The Celestial Spheres

Early in the 16th century, astronomer Nicolaus Copernicus disturbed the status quo by removing the earth as the center of the universe. Until then, the battle cry of the masses was much like that of the unimaginative office worker: “but we’ve always done it this way!” There are few expressions I loathe more.

In the most traditional sense, the roles and expectations of utilities and consumers have always been a certain way as well. The ideal utility was somewhat like an NFL offensive lineman, largely invisible until a penalty flag is thrown. Consumers were typically satisfied if a light would come on when the switch was flipped. We no longer have the luxury of such nostalgic thinking.

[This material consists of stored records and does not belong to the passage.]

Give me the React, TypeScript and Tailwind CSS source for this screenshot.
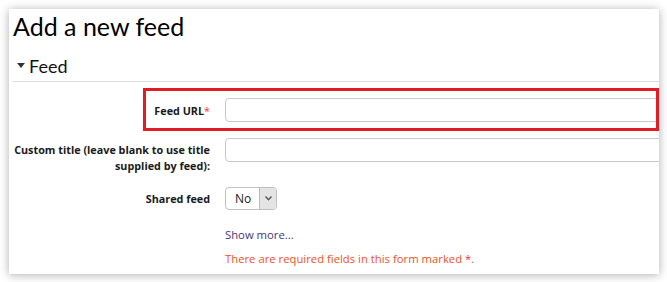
export default function App() {
  const label = "w-[201px] shrink-0 whitespace-nowrap text-[10.8px] font-bold text-[#1a1a1a] text-right leading-[16px]"
  return (
    <div className="w-[667px] h-[282px] bg-white pt-[9px] pl-[9px]" style={{ fontFamily: "'Open Sans', sans-serif" }}>
      <div className="relative w-[650px] h-[265px] bg-white overflow-hidden shadow-[0_1px_9px_rgba(0,0,0,0.32)]">
        {/* Title */}
        <h2 className="pl-[4px] pt-[1px] text-[25px] leading-[32px] text-black" style={{ fontFamily: "Lato, sans-serif" }}>
          Add a new feed
        </h2>

        {/* Legend */}
        <div className="ml-[4px] mt-[8px] flex items-center h-[32px] border-b border-[#dcdcdc]">
          <svg width="8" height="5" viewBox="0 0 8 5" className="ml-[4px] mr-[4px]">
            <path d="M0 0 L8 0 L4 5 Z" fill="#333" />
          </svg>
          <span className="text-[18px] text-[#111] leading-[32px]" style={{ fontFamily: "Lato, sans-serif" }}>Feed</span>
        </div>

        {/* Feed URL */}
        <div className="flex mt-[16px] h-[24px]">
          <div className={`${label} pt-[5px]`}>
            Feed URL<span className="text-[#e33] font-normal">*</span>
          </div>
          <div className="ml-[15px] shrink-0 w-[520px] h-[24px] border border-[#c8c8c8] rounded-[4px] bg-white" />
        </div>
        <div className="absolute left-[134px] top-[79px] w-[516px] h-[43px] border-[3px] border-[#e21b24]" />

        {/* Custom title */}
        <div className="flex mt-[16px] h-[40px]">
          <div className={`${label} pt-[4px]`}>
            Custom title (leave blank to use title<br />supplied by feed):
          </div>
          <div className="ml-[15px] shrink-0 w-[520px] h-[24px] border border-[#c8c8c8] rounded-[4px] bg-white" />
        </div>

        {/* Shared feed */}
        <div className="flex mt-[9px] h-[23px]">
          <div className={`${label} pt-[4px]`}>Shared feed</div>
          <div className="ml-[15px] flex h-[23px] w-[52px] border border-[#c0c0c0] rounded-[4px] overflow-hidden bg-white">
            <span className="flex-1 pl-[9px] text-[12px] leading-[22px] text-[#222]">No</span>
            <span className="w-[17px] border-l border-[#b8b8b8] bg-[#e4e4e4] flex items-center justify-center">
              <svg width="7" height="5" viewBox="0 0 7 5">
                <path d="M0.5 0.5 L3.5 3.8 L6.5 0.5" fill="none" stroke="#555" strokeWidth="1.4" />
              </svg>
            </span>
          </div>
        </div>

        {/* Links */}
        <div className="ml-[216px] mt-[17px] text-[11.3px] leading-[16px] text-[#46347f]">Show more...</div>
        <div className="ml-[216px] mt-[8px] text-[11.3px] leading-[16px] text-[#f4511e]">
          There are required fields in this form marked <span className="text-[#ee3344]">*</span>.
        </div>
      </div>
    </div>
  )
}
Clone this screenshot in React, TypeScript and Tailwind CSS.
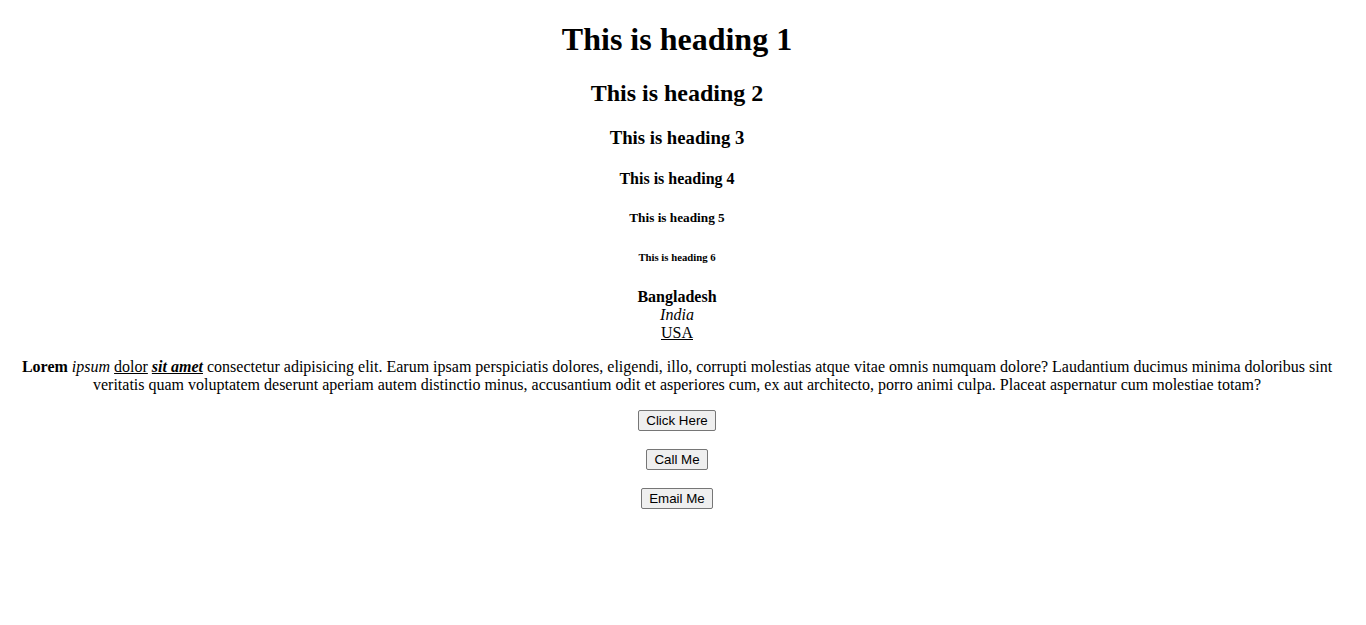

Renewable energy technologies radically change our notion of capacity, and utilities by and large have been lethargic in response to them.  While 50 experts will give you 100 answers on what the Omniscient Grid will be, none could disagree that our infrastructure is antiquated.

Former Sun Microsystems Chief Researcher John Gage is credited with the phrase “the network is the computer.” This represented much of what was to come in the computing world, basically the concept of a virtual, on-demand supercomputer. Likewise for the grid, the power is in how responsibility is shared amongst the components. Shuttling power rapidly on a microgrid for peak response (or outage management) parallels existing functions on the internet, giving us hope that the sum of the grid can likewise be greater than its parts.

Sharing power between member microgrids can also be thought of as a form of bartering. Rather than utilities trying to figure out how to sell power to each other, they would be figuring out efficient ways to sell it to themselves. Ultimately, this serves the customer better.

An efficient, lithe and agile utility needs a DMR program that relies on granular information, redundancy and effective routing of capacity.  If there is an elegant way ensure demand is met without compromising revenue, then utilities will be attracted it, especially if it’s in their control.

Back in the dawn of the space age, some futurists predicted that we’d be having picnics on the moon by 1977. I would have liked that, but it would have been a luxury.

Until Copernicus piped up, the common belief that the earth was surrounded by concentric celestial spheres (such as the moon, the sun and the planets) was not widely challenged. It was just the natural order until reality got in the way. A 16th century picnic on the moon would have given us a nice picture of how big things and small things can play together a little better.

Jim Turosak is an independent energy researcher, analyst, software engineer and ultramarathoner in Denver, CO.